Task brief: Go through the lines below. Copy those with "React".

Source data:

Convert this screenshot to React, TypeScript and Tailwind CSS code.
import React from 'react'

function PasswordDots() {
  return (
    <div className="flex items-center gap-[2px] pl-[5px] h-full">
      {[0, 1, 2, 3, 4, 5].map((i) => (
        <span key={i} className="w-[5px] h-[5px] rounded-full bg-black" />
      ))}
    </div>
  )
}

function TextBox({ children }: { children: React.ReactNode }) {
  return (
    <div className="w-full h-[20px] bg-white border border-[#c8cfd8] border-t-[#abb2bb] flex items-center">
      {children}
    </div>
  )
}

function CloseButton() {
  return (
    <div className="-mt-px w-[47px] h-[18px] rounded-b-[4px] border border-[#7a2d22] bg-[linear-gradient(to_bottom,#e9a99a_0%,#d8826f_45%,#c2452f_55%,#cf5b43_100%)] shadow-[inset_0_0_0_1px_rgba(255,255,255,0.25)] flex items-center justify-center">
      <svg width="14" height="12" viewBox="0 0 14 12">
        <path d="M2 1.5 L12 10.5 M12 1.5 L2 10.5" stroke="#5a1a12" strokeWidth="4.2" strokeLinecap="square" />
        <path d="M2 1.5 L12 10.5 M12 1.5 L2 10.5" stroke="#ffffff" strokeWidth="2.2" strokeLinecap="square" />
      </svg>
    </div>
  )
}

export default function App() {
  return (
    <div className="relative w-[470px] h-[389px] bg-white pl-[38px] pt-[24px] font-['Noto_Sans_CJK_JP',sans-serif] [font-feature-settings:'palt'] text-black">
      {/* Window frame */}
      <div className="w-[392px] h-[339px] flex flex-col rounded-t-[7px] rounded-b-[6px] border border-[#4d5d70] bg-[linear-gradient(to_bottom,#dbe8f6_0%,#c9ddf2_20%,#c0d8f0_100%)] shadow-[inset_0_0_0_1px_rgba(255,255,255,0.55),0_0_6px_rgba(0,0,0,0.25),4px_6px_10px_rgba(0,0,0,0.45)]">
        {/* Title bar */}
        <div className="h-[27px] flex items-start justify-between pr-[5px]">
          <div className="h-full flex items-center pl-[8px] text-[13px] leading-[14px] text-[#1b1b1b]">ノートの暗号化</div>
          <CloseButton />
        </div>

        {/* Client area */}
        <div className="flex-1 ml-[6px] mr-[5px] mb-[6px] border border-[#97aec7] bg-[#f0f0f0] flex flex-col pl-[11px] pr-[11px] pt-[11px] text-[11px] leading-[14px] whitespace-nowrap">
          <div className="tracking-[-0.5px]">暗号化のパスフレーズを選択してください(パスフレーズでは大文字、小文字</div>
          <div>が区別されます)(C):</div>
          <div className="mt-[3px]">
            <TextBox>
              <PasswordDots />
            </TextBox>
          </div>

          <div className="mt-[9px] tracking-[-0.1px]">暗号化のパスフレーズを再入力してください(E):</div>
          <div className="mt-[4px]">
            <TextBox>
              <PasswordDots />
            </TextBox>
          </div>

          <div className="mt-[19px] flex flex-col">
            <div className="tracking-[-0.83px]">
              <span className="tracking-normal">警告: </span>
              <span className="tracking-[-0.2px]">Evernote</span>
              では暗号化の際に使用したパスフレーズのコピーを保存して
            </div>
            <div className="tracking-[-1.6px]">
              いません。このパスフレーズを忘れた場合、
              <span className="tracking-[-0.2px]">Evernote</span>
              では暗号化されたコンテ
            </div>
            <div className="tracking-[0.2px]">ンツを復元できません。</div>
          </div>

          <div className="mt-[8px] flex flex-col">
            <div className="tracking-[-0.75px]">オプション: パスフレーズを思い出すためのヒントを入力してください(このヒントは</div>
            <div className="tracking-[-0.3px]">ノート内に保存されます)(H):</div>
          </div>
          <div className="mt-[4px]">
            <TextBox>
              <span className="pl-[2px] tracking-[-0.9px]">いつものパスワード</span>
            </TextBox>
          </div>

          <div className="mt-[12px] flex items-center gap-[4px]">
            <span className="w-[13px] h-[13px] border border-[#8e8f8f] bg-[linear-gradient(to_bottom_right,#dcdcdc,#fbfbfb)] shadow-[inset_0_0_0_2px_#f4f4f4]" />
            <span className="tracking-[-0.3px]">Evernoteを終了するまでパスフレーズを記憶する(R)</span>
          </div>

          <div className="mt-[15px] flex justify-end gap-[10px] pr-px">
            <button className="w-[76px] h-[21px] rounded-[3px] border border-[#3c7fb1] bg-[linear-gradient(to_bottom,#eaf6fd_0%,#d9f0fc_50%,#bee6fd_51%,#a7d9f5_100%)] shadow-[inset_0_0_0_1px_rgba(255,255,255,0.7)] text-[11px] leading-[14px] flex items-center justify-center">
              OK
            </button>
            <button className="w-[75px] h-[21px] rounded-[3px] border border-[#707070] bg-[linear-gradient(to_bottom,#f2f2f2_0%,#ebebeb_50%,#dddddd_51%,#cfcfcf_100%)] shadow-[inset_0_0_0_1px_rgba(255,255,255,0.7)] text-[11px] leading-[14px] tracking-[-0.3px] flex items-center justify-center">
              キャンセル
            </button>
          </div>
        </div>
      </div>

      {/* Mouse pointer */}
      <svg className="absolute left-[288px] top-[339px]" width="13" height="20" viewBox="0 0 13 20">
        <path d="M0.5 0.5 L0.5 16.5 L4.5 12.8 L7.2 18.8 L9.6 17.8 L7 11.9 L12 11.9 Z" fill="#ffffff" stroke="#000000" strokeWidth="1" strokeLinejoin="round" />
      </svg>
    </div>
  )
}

---

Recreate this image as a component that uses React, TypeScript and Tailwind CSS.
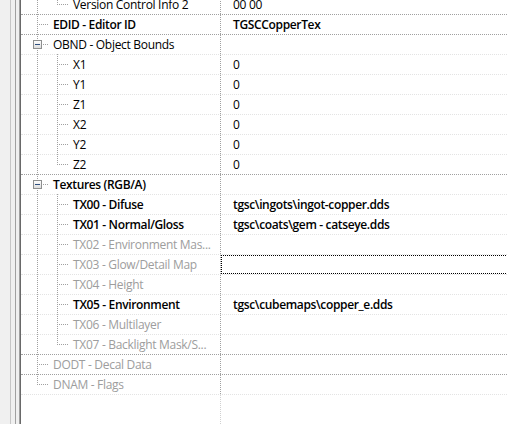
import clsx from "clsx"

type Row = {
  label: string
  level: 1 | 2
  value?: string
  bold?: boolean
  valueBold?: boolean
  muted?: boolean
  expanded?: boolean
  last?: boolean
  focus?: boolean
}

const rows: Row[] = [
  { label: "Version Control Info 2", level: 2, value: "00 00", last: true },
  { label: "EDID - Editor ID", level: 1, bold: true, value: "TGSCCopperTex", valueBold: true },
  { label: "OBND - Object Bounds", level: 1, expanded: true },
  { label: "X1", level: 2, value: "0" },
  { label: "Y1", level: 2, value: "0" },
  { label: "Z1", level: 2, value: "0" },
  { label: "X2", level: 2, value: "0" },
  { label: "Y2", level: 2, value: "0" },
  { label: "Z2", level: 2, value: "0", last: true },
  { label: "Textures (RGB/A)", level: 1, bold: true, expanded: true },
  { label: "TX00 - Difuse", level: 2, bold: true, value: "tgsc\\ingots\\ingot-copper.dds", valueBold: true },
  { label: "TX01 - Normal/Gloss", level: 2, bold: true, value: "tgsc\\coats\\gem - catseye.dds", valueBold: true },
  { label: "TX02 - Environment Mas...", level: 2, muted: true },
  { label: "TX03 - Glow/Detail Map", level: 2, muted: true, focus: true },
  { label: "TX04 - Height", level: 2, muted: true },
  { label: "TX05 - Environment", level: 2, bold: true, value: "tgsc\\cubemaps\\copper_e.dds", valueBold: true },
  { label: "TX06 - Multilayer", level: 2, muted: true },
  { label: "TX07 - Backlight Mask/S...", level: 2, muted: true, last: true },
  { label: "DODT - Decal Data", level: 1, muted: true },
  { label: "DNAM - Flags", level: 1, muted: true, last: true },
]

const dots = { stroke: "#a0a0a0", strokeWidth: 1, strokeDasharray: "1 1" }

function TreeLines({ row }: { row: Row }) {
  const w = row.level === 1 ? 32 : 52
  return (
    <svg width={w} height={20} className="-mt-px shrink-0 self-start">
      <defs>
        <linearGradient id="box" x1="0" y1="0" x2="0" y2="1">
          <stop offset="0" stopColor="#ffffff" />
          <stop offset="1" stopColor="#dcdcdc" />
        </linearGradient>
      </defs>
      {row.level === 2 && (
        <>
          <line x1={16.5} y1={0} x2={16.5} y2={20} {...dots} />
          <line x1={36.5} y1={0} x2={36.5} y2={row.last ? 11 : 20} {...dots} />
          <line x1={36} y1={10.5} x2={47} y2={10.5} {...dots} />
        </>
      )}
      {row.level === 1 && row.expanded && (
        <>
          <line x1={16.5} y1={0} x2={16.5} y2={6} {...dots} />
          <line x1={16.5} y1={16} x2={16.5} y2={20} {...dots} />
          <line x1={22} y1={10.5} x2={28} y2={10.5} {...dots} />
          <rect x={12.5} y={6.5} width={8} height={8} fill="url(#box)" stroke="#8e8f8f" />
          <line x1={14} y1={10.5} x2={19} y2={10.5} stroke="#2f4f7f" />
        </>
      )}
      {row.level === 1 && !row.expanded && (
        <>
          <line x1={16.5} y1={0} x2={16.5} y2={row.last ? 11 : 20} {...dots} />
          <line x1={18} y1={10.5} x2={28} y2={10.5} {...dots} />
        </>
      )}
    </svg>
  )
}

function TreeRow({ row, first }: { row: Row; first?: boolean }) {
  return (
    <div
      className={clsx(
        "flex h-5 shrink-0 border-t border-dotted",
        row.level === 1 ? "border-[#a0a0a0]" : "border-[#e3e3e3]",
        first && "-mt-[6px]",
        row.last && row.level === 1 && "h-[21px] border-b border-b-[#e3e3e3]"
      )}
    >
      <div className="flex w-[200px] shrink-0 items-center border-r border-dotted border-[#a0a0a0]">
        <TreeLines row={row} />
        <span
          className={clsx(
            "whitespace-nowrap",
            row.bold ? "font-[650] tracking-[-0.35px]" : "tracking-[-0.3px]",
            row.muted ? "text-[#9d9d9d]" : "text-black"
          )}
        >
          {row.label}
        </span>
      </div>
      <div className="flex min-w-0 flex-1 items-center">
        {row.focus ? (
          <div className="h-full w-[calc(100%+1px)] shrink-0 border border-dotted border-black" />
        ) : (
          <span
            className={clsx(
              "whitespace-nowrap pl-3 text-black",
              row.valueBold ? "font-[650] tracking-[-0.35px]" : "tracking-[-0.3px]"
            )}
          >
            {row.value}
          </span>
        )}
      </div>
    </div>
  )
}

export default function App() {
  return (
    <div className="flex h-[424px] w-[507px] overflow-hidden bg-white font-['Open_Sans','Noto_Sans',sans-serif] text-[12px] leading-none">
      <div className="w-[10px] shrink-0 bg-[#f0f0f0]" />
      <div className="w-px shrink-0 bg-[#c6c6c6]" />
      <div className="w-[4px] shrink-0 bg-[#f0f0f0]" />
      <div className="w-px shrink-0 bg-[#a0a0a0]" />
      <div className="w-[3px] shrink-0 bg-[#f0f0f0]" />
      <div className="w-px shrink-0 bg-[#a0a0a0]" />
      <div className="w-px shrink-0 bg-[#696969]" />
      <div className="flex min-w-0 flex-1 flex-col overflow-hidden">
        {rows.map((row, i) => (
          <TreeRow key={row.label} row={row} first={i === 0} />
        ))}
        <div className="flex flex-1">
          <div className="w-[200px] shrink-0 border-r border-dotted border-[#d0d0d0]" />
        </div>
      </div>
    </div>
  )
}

* * *

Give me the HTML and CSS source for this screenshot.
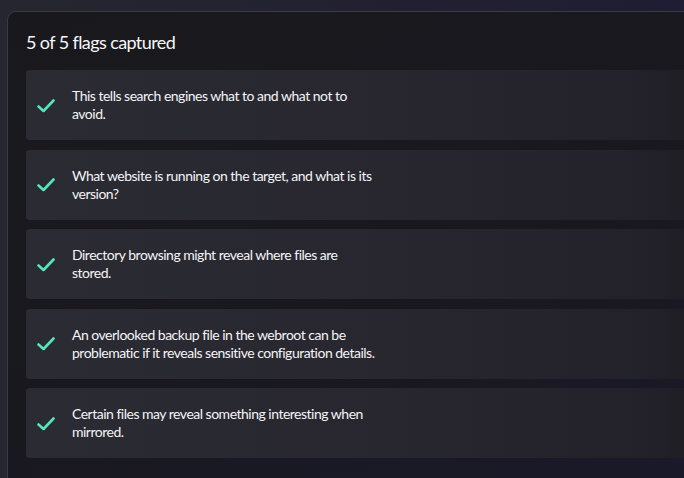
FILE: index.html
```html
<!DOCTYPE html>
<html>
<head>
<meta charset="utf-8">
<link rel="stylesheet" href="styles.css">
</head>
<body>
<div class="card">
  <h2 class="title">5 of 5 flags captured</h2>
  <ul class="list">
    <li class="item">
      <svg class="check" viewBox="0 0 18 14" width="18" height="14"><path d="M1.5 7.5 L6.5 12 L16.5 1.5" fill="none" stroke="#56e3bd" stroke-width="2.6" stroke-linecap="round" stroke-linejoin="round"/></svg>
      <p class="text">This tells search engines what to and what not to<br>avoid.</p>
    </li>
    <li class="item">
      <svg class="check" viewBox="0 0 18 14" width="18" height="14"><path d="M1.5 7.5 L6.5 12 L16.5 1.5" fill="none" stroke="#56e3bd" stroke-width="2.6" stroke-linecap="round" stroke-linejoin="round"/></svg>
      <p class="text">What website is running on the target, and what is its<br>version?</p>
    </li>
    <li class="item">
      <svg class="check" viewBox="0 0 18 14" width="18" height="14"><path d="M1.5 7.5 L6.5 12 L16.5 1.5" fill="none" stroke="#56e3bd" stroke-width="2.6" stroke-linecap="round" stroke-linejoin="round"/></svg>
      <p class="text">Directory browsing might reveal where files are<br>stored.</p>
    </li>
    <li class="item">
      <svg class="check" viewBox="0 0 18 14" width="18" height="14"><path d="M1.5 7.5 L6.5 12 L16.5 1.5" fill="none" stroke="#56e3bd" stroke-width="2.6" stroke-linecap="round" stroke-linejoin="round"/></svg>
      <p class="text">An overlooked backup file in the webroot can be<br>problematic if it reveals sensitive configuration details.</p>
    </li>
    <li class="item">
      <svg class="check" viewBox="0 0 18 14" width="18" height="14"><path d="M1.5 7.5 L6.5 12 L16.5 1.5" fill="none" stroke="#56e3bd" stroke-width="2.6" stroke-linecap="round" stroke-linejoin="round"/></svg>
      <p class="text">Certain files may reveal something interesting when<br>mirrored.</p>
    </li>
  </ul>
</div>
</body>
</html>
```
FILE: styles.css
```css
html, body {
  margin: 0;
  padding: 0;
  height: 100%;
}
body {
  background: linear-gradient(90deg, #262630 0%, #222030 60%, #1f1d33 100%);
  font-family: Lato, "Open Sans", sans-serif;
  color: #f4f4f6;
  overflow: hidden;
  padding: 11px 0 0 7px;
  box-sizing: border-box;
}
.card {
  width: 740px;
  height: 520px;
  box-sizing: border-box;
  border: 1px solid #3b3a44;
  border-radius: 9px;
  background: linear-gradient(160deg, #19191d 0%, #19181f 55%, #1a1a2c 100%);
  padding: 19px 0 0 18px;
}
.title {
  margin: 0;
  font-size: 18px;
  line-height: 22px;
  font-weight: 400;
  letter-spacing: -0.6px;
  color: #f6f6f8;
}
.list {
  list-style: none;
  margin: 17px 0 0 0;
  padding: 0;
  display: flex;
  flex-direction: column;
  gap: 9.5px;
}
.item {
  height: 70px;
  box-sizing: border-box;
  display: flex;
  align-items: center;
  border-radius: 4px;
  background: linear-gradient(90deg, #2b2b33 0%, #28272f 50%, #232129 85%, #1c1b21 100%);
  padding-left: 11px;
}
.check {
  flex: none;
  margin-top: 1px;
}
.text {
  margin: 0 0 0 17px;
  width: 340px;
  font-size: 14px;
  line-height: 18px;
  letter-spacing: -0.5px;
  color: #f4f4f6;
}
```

Finished exercise:
Convert this screenshot to React, TypeScript and Tailwind CSS code.
import React from 'react'
function TextBox({ children }: { children: React.ReactNode }) {
Recreate this image as a component that uses React, TypeScript and Tailwind CSS.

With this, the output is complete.